Artin-Wedderburn decomposition of $\mathbb{F}_2[S_5]/J$ If $p$ is a prime that divides the order of a finite group $G$ and $k$ is the field with $p$ elements then we can form the group algebra $kG$ and quotient out by the Jacobson radical $J$ to obtain a semisimple artinian algebra $kG/J$ which is therefore a direct sum of matrix rings of the form $M_{n_i}(D_i)$ where $D_i$ is a finite extension of $k$. I'm interested in calculating the numbers $n_i$ and $d_i = \dim_k(D_i)$ for particular cases.
The problem I'm trying to solve now is to compute those numbers in the case of $k=\mathbb{F}_2$ and $G=S_5$. Trying to do as in Artin-Wedderburn decomposition of a particular group ring (where the case $\mathbb{F}_5 S_3$ is considered) does not help very much because $|S_5|=120$ is quite big. Also, I thought those numbers would appear in the Atlas page of $S_5$ (representations in characteristic 2) http://brauer.maths.qmul.ac.uk/Atlas/v3/alt/A5/ but I'm quite sure they don't, or at least not in the way I would expect. Do you have any hint?
To summarize, my question is: let $J$ be the Jacobson radical of $\mathbb{F}_2 S_5$, how do you compute the Artin-Wedderburn decomposition of the artinian semisimple algebra $\mathbb{F}_2 S_5/J$? That is, how do you compute the numbers that I called $n_i$ and $d_i$ above?
Any good reference about this would be of great help.
Thank you!
 A: It's very helpful here to use the existing theory of modular representations of symmetric groups. This example is a nice first application that would be hard by totally naive methods but is fairly straightforward given the (by now) standard theory.
First of all, the symmetric group is split over every field, or in other words, the division algebras that appear are just $\mathbf{F}_2$ and $d_i=1$ for all $i$. Consequently, the $n_i$ are the dimensions of the irreducible representations of $\mathbf{F}_2[ S_5]$. 

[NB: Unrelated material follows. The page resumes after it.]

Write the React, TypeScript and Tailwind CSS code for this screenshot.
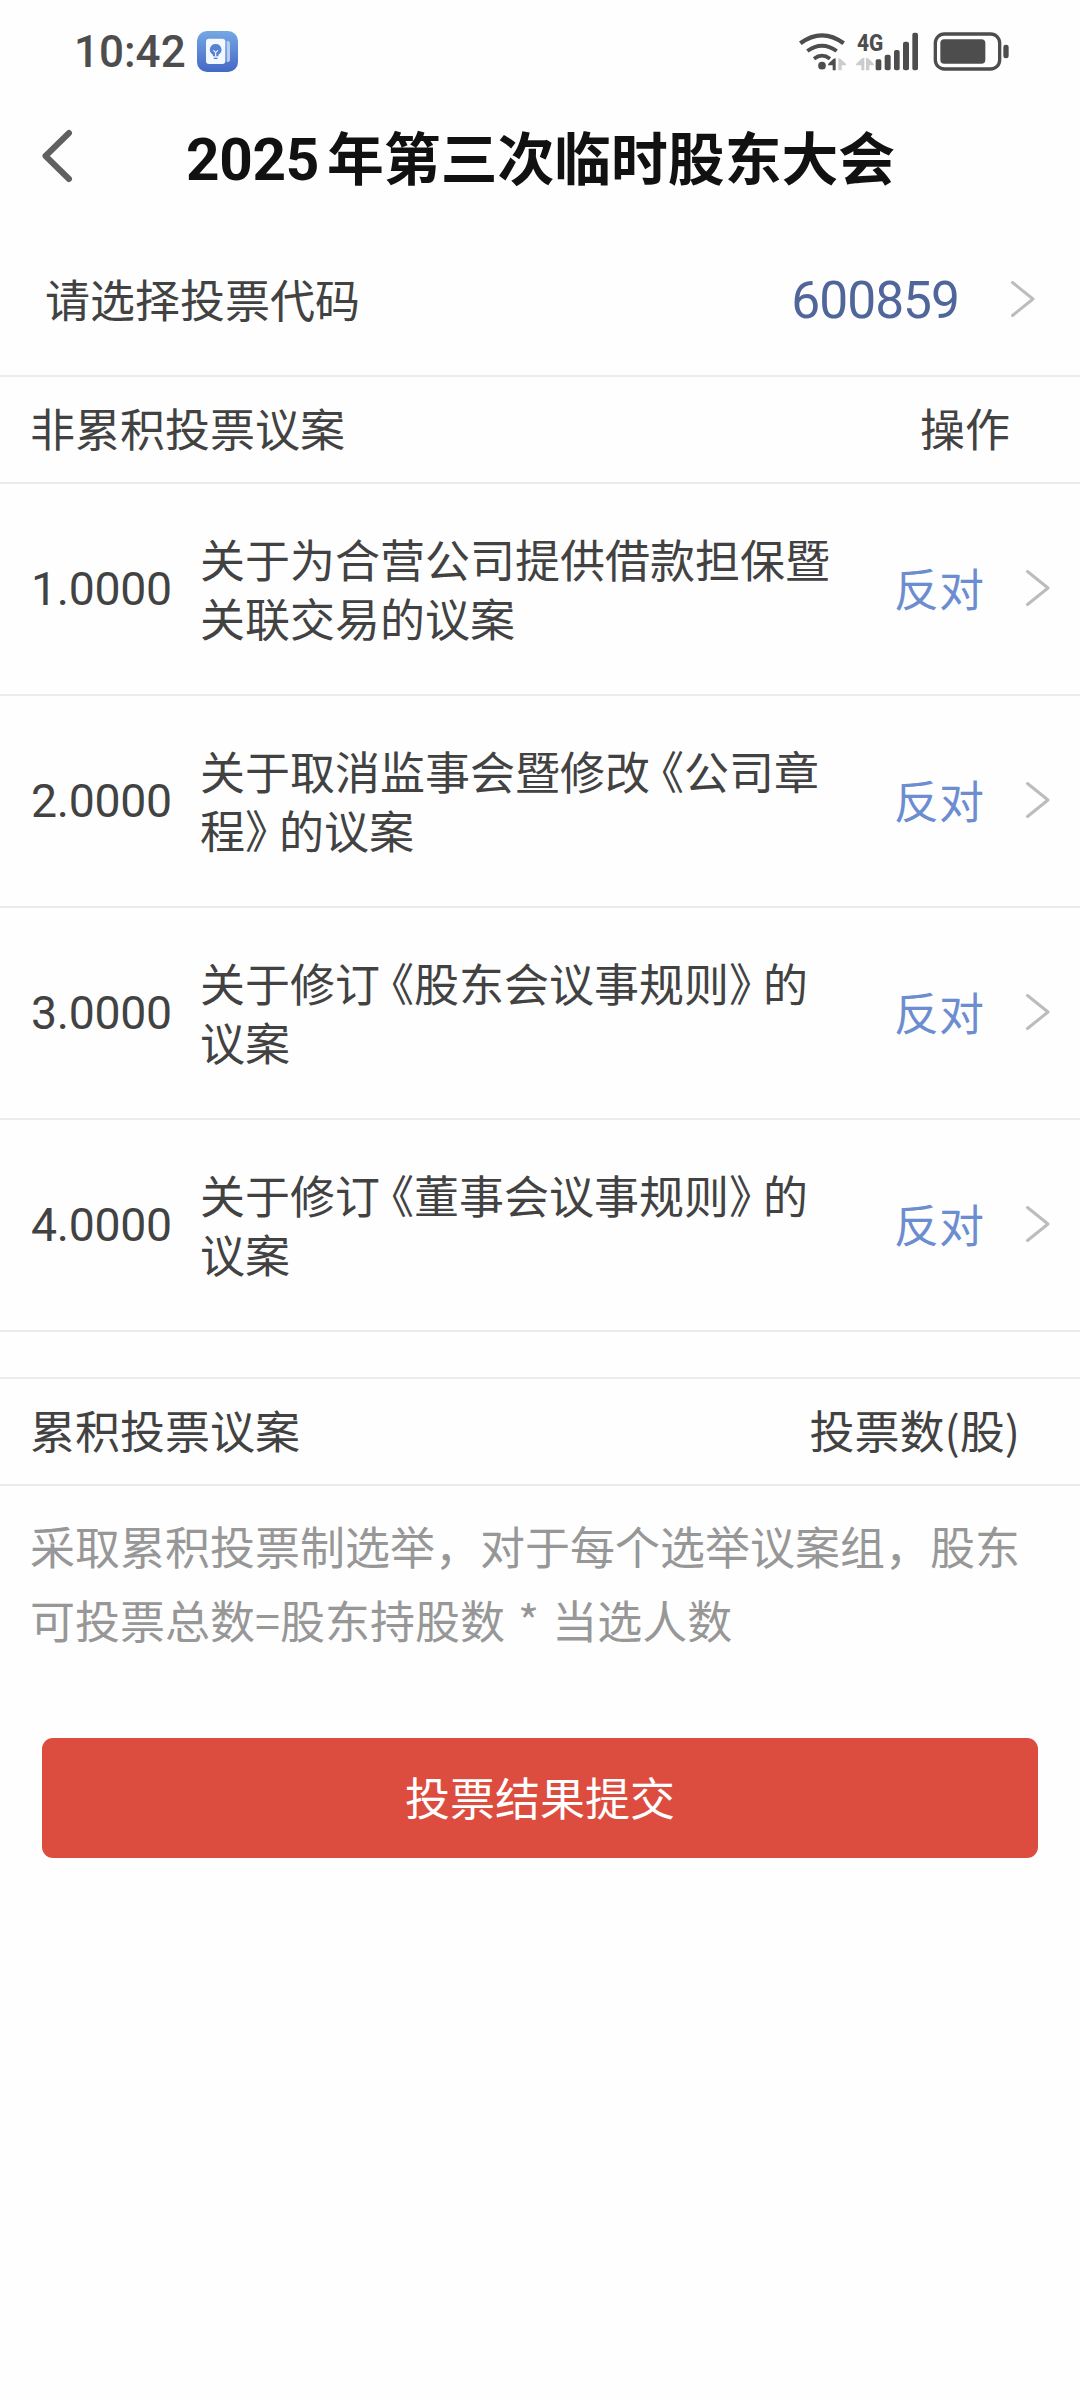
import React from 'react';

interface Proposal {
  no: string;
  lines: string[];
  vote: string;
}

const proposals: Proposal[] = [
  { no: '1.0000', lines: ['关于为合营公司提供借款担保暨', '关联交易的议案'], vote: '反对' },
  { no: '2.0000', lines: ['关于取消监事会暨修改《公司章', '程》的议案'], vote: '反对' },
  { no: '3.0000', lines: ['关于修订《股东会议事规则》的', '议案'], vote: '反对' },
  { no: '4.0000', lines: ['关于修订《董事会议事规则》的', '议案'], vote: '反对' },
];

// Book title marks are set half width, with a little air on the outer side
const renderLine = (line: string) =>
  line.split(/([《》])/).map((part, i) => {
    if (part === '《') return <span key={i} className="ml-[11.5px] [font-feature-settings:'halt']">{part}</span>;
    if (part === '》') return <span key={i} className="mr-[11.5px] [font-feature-settings:'halt']">{part}</span>;
    return part;
  });

const Chevron: React.FC = () => (
  <svg className="h-[38px] w-[26px] shrink-0" viewBox="0 0 26 38" fill="none">
    <path d="M2.5 2.5L23 19L2.5 35.5" stroke="#bcbcbc" strokeWidth="3" strokeLinecap="round" strokeLinejoin="round" />
  </svg>
);

const NotesAppIcon: React.FC = () => (
  <svg className="h-[41px] w-[41px]" viewBox="0 0 123 123">
    <defs>
      <linearGradient id="notes" x1="0" y1="0" x2="0" y2="1">
        <stop offset="0" stopColor="#74a8e4" />
        <stop offset="1" stopColor="#4468c6" />
      </linearGradient>
    </defs>
    <rect width="123" height="123" rx="30" fill="url(#notes)" />
    <path d="M89 30h3q7 0 7 8v47q0 8-7 8h-3z" fill="#b9cdf0" />
    <rect x="27" y="23" width="58" height="76" rx="9" fill="#f3f7fe" />
    <path d="M56 39a17 17 0 0 1 10 31q-2 2-2 6H48q0-4-2-6A17 17 0 0 1 56 39z" fill="#5583d2" />
    <path d="M49 80h14l-3 4h-8z" fill="#4a74cc" />
    <path d="M49 58l7 6l7-6M56 64v11" stroke="#f3f7fe" strokeWidth="3.5" fill="none" />
  </svg>
);

const WifiIcon: React.FC = () => (
  <svg className="h-[40px] w-[48px]" viewBox="54 60 144 120" fill="none">
    <path d="M61 97Q93 73 126 73T191 97" stroke="#4d4d4d" strokeWidth="13" />
    <path d="M82 120Q104 104 126 104T170 120" stroke="#4d4d4d" strokeWidth="12" />
    <path d="M102 143Q114 134 126 134T150 143" stroke="#4d4d4d" strokeWidth="11" />
    <circle cx="126" cy="164" r="11.5" fill="#4d4d4d" />
    <path d="M167 142v36h-9v-15h-14q0-4 3-7l13-12q3-2 7-2z" fill="#4d4d4d" />
    <path d="M175 142q5 0 8 3l13 12q3 3 3 6h-14v15h-10z" fill="#cccccc" />
  </svg>
);

const SignalIcon: React.FC = () => (
  <svg className="h-[40px] w-[64px] overflow-visible" viewBox="228 60 192 120">
    <text x="231" y="120" textLength="79" lengthAdjust="spacingAndGlyphs" fontSize="73" fontWeight="800" fill="#4d4d4d" className="font-['Roboto',sans-serif]">
      4G
    </text>
    <path d="M253 140v38h-9v-15h-16q0-4 3-7l13-12q4-4 9-4z" fill="#cccccc" />
    <path d="M258 140q6 1 9 4l12 12q3 3 3 7h-14v15h-10z" fill="#cccccc" />
    <g fill="#4d4d4d">
      <rect x="287" y="145" width="17" height="33" rx="5" />
      <rect x="314" y="131" width="18" height="47" rx="6" />
      <rect x="342" y="117" width="17" height="61" rx="6" />
      <rect x="369" y="92" width="18" height="86" rx="6" />
      <rect x="397" y="65" width="17" height="113" rx="6" />
    </g>
  </svg>
);

const BatteryIcon: React.FC = () => (
  <svg className="h-[40px] w-[77px]" viewBox="459 60 231 120" fill="none">
    <rect x="466" y="69" width="193" height="105" rx="27" stroke="#4d4d4d" strokeWidth="10" />
    <rect x="481" y="85" width="135" height="73" rx="12" fill="#4d4d4d" />
    <rect x="670" y="101" width="16" height="41" rx="7" fill="#4d4d4d" />
  </svg>
);

const SectionHeader: React.FC<{ title: string; action: string; actionClass: string }> = ({ title, action, actionClass }) => (
  <div className="flex h-[109px] items-center justify-between border-y-2 border-[#ececec] pb-[4px] pl-[30px]">
    <span>{title}</span>
    <span className={actionClass}>{action}</span>
  </div>
);

const App: React.FC = () => {
  return (
    <div className="flex h-[2400px] w-[1080px] flex-col bg-[#fefefe] font-['Noto_Sans_CJK_SC',sans-serif] text-[45px] leading-[59px] whitespace-nowrap text-[#424242]">
      {/* Status bar */}
      <div className="flex h-[92px] shrink-0 items-center justify-between pt-[10px] pr-[70px] pl-[74px]">
        <div className="flex items-center">
          <span className="w-[123px] pt-[2px] font-['Roboto',sans-serif] text-[44px] font-medium text-[#4d4d4d]">10:42</span>
          <NotesAppIcon />
        </div>
        <div className="flex items-center">
          <WifiIcon />
          <div className="ml-[10px]">
            <SignalIcon />
          </div>
          <div className="ml-[13px]">
            <BatteryIcon />
          </div>
        </div>
      </div>

      {/* Title bar */}
      <header className="flex h-[133px] shrink-0 items-center pl-[41px] text-[#111111]">
        <svg className="mb-[5px] h-[54px] w-[34px]" viewBox="0 0 34 54" fill="none">
          <path d="M28 4L4.5 27L28 50" stroke="#606060" strokeWidth="6" strokeLinecap="round" strokeLinejoin="round" />
        </svg>
        <h1 className="ml-[111px] flex items-baseline pb-[3px] text-[56.8px] leading-[80px] font-bold">
          <span className="mr-[8px] font-['Roboto',sans-serif] text-[58.5px] tracking-[-0.3px]">2025</span>
          年第三次临时股东大会
        </h1>
      </header>

      {/* Vote code selector */}
      <div className="flex h-[150px] shrink-0 items-center pr-[44px] pl-[45px]">
        <span className="flex-1 pb-[4px]">请选择投票代码</span>
        <span className="mr-[51px] font-['Roboto',sans-serif] text-[51.5px] tracking-[-1px] text-[#50659a]">600859</span>
        <div className="pb-[3px]">
          <Chevron />
        </div>
      </div>

      <SectionHeader title="非累积投票议案" action="操作" actionClass="pr-[70px]" />

      {proposals.map(item => (
        <div key={item.no} className="flex h-[212px] shrink-0 items-center border-b-2 border-[#ececec] pr-[29px] pl-[31px]">
          <span className="w-[169px] pt-px font-['Roboto',sans-serif] text-[46.4px] tracking-[-0.3px]">{item.no}</span>
          <div className="flex-1 pb-[3px]">
            {item.lines.map(line => (
              <p key={line}>{renderLine(line)}</p>
            ))}
          </div>
          <span className="mr-[41px] pb-[4px] text-[#6c8dd0]">{item.vote}</span>
          <div className="pb-[3px]">
            <Chevron />
          </div>
        </div>
      ))}

      <div className="mt-[45px]">
        <SectionHeader title="累积投票议案" action="投票数(股)" actionClass="pr-[60px]" />
      </div>

      <div className="pt-[23px] pl-[30px] leading-[74px] [word-spacing:3px] text-[#979797]">
        <p>采取累积投票制选举，对于每个选举议案组，股东</p>
        <p>可投票总数=股东持股数 * 当选人数</p>
      </div>

      <button className="mx-[42px] mt-[81px] h-[120px] shrink-0 rounded-[11px] bg-[#dc4d3f] pb-[4px] text-white">投票结果提交</button>
    </div>
  );
};

export default App;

The irreducible representations of $\mathbf{F}_p [S_n]$ are indexed by the $p$-restricted partitions of $n$; these are the integer partitions for which successive parts differ by at most $p-1$. For $p=2$ and $n=5$ these are
$$(1,1,1,1,1), (2,1,1,1), (2,2,1).$$ Each of these is a quotient of a Specht module (obtained by modular reduction of a lattice in $\mathbf{Q}$-irreducible) whose dimensions can be obtained from the hook-length formula and are $1, 4$, and $5$. 

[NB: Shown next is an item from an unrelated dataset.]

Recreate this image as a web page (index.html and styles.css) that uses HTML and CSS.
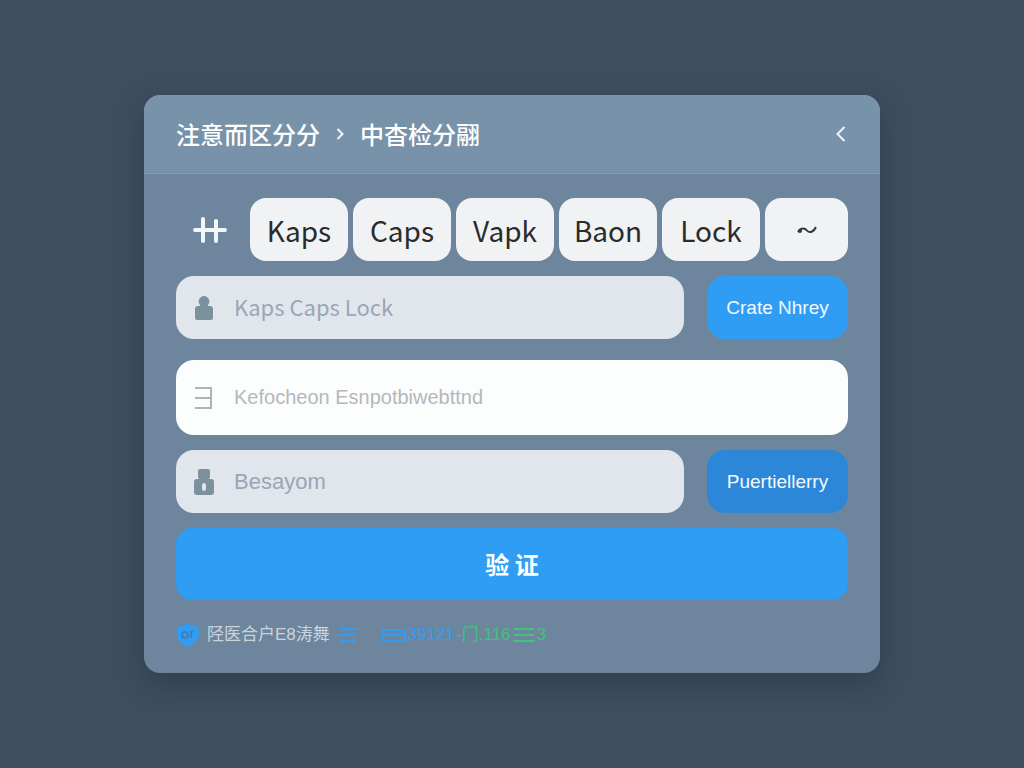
FILE: index.html
```html
<!DOCTYPE html>
<html lang="zh-CN">
<head>
    <meta charset="UTF-8">
    <meta name="viewport" content="width=device-width, initial-scale=1.0">
    <title>验证</title>
    <link rel="stylesheet" href="styles.css">
</head>
<body>
    <main class="card">
        <header class="card-header">
            <nav class="breadcrumb">
                <a href="#">注意而区分分</a>
                <svg class="separator" width="8" height="12" viewBox="0 0 8 12"><path d="M1.500 1l5 5-5 5"/></svg>
                <a href="#">中杳检分翮</a>
            </nav>
            <button class="back" type="button" aria-label="返回">
                <svg width="10" height="16" viewBox="0 0 10 16"><path d="M8.500 1L1.500 8l7 7"/></svg>
            </button>
        </header>

        <form class="card-body">
            <div class="keys">
                <svg class="keys-icon" width="34" height="26" viewBox="0 0 34 26"><path d="M2 13h30M10 2v22M23 4v20"/></svg>
                <button class="key" type="button">Kaps</button>
                <button class="key" type="button">Caps</button>
                <button class="key" type="button">Vapk</button>
                <button class="key" type="button">Baon</button>
                <button class="key" type="button">Lock</button>
                <button class="key key-small" type="button" aria-label="~">
                    <svg width="22" height="12" viewBox="0 0 22 12"><path d="M2 8C5 3 9 4 11 6.500S17 9 20 3"/><circle cx="4" cy="7" r="1"/></svg>
                </button>
            </div>

            <div class="row">
                <div class="field">
                    <label for="name" aria-label="Kaps Caps Lock">
                        <svg width="20" height="26" viewBox="0 0 20 26"><path d="M10 1a5.500 5.500 0 0 1 4 9V11h2q3 0 3 3v9q0 2-2 2H3q-2 0-2-2v-9q0-3 3-3h2v-1a5.500 5.500 0 0 1 4-9z"/></svg>
                    </label>
                    <input class="name-input" id="name" type="text" placeholder="Kaps Caps Lock">
                </div>
                <button class="side-button" type="button">Crate Nhrey</button>
            </div>

            <div class="field field-large">
                <label for="detail" aria-label="Detail">
                    <svg class="outline" width="20" height="24" viewBox="0 0 20 24"><path d="M1 2h16v20H1M1 12h16"/></svg>
                </label>
                <input id="detail" type="text" placeholder="Kefocheon Esnpotbiwebttnd">
            </div>

            <div class="row">
                <div class="field">
                    <label for="pass" aria-label="Besayom">
                        <svg width="20" height="26" viewBox="0 0 20 26"><path fill-rule="evenodd" d="M6 0h8q2 0 2 2v6q0 1-1 2h2q3 0 3 3v10q0 3-3 3H3q-3 0-3-3V13q0-3 3-3h2q-1-1-1-2V2q0-2 2-2zM10 14q-2 0-2 3v2q0 3 2 3t2-3v-2q0-3-2-3z"/></svg>
                    </label>
                    <input id="pass" type="text" placeholder="Besayom">
                </div>
                <button class="side-button side-button-dark" type="button">Puertiellerry</button>
            </div>

            <button class="submit" type="submit">验 证</button>

            <div class="status">
                <svg width="23" height="24" viewBox="0 0 23 24"><path fill="#2f9df3" d="M1 4q6 0 9-3 3-1 5 1 4 0 7 1 2 9-1 14-3 4-9 7-5-3-10-7-2-6-1-13z"/><path fill="none" stroke="#3c80bd" stroke-width="2" d="M9 9a3 3 0 1 0 0 6 3 3 0 0 0 0-6zM15 15V9l2-1"/></svg>
                <span class="status-text">陉医合户E8涛舞</span>
                <svg class="lines" width="20" height="14" viewBox="0 0 20 14"><path d="M2 1h18M0 7h18M2 13h16"/></svg>
                <span class="code">
                    <svg width="24" height="15" viewBox="0 0 24 15"><path d="M1 2h22M0 7h24M0 13h24M1 1v12M23 1v12"/></svg>
                    <span>39121</span>
                </span>
                <span class="code code-green">
                    <span>-门.116</span>
                    <svg width="22" height="14" viewBox="0 0 22 14"><path d="M1 1h20M1 7h20M0 13h22"/></svg>
                    <span>3</span>
                </span>
            </div>
        </form>
    </main>
</body>
</html>
```
FILE: styles.css
```css
* { box-sizing: border-box; }
body {
    margin: 0; min-height: 100vh; padding: 24px;
    display: flex; justify-content: center; align-items: center;
    background: #3d4e60;
    font-family: "Liberation Sans", "Noto Sans CJK SC", sans-serif;
}
button, input { font: inherit; border: 0; }
button { cursor: pointer; }
svg { display: block; flex: none; }

.card {
    width: 100%; max-width: 736px; border-radius: 16px; overflow: hidden;
    background: #6d869d; box-shadow: 0 10px 28px rgba(25, 35, 50, 0.35);
}
.card-header {
    display: flex; justify-content: space-between; align-items: center;
    height: 79px; padding: 0 32px;
    background: #7892a9; border-bottom: 1px solid #819bb0;
}
.breadcrumb {
    display: flex; align-items: center; gap: 16px;
    font: 500 24px/36px "Noto Sans CJK SC", sans-serif;
}
.breadcrumb a { color: #fff; text-decoration: none; }
.separator, .back svg { fill: none; stroke: #eef4fa; stroke-width: 2; }
.back { padding: 2px; background: none; }

.card-body { padding: 24px 32px 26px; }
.keys { display: flex; align-items: center; gap: 5px; margin-bottom: 15px; }
.keys-icon { margin: 0 18px 0 17px; fill: none; stroke: #f3f6f8; stroke-width: 4; stroke-linecap: round; }
.key {
    display: flex; justify-content: center; align-items: center;
    flex: 98 1 0; min-width: 0; height: 63px; padding: 0;
    border-radius: 16px; background: #f1f2f3; color: #292b2d;
    font: 28px/40px "Noto Sans CJK SC", sans-serif;
}
.key-small { flex-grow: 83; }
.key svg { fill: #34383b; stroke: #34383b; stroke-width: 2; }
.key svg path { fill: none; }

.row { display: flex; gap: 23px; }
.field {
    display: flex; align-items: center; gap: 20px; flex: 1; min-width: 0;
    height: 63px; padding: 0 18px; border-radius: 18px; background: #e1e5ec;
}
.field svg { fill: #7b929e; }
.field .outline { fill: none; stroke: #adb4b6; stroke-width: 2; }
.field input {
    flex: 1; min-width: 0; padding: 0; background: none; outline: 0;
    color: #53616f; font-size: 22px;
}
.field input::placeholder { color: #9ba6b4; opacity: 1; }
.field .name-input { padding-bottom: 3px; font-family: "Noto Sans CJK SC", sans-serif; }
.field-large { height: 75px; margin: 21px 0 15px; background: #fcfdfd; }
.field-large input { font-size: 20px; }
.field-large input::placeholder { color: #b4b8ba; }
.side-button {
    width: 141px; height: 63px; padding: 0; border-radius: 18px;
    background: #2f9df3; color: #f4f9ff; font-size: 19px;
}
.side-button-dark { background: #2c87d8; }
.submit {
    display: block; width: 100%; height: 72px; margin-top: 15px; padding: 0 0 2px;
    border-radius: 16px; background: #2f9df3; color: #fff;
    font: 700 24px "Noto Sans CJK SC", sans-serif;
}

.status {
    display: flex; align-items: center; gap: 8px; height: 24px; margin-top: 23px;
    font-size: 17px; line-height: 24px;
}
.status-text { color: #cbd4dc; white-space: nowrap; }
.lines { fill: none; stroke: #2f9df3; stroke-width: 2; }
.code { display: flex; align-items: center; gap: 2px; color: #2f9df3; white-space: nowrap; }
.code svg { fill: none; stroke: currentColor; stroke-width: 2; }
.lines + .code { margin-left: 16px; }
.code + .code { margin-left: -7px; }
.code-green { color: #3fc47c; }
```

Now we use the combinatorial classification of blocks: two irreducibles are in the same block if and only if the corresponding partitions have the same $p$-core (obtained for $p=2$ by removing as many dominoes as possible). In our case that means the first two Specht modules remain irreducible, while the third irreducible must be of dimension $4$. The modular irreducibles are then of dimensions $1$, $4$, and $4$, which implies that the quotient by the radical is of dimension $33$.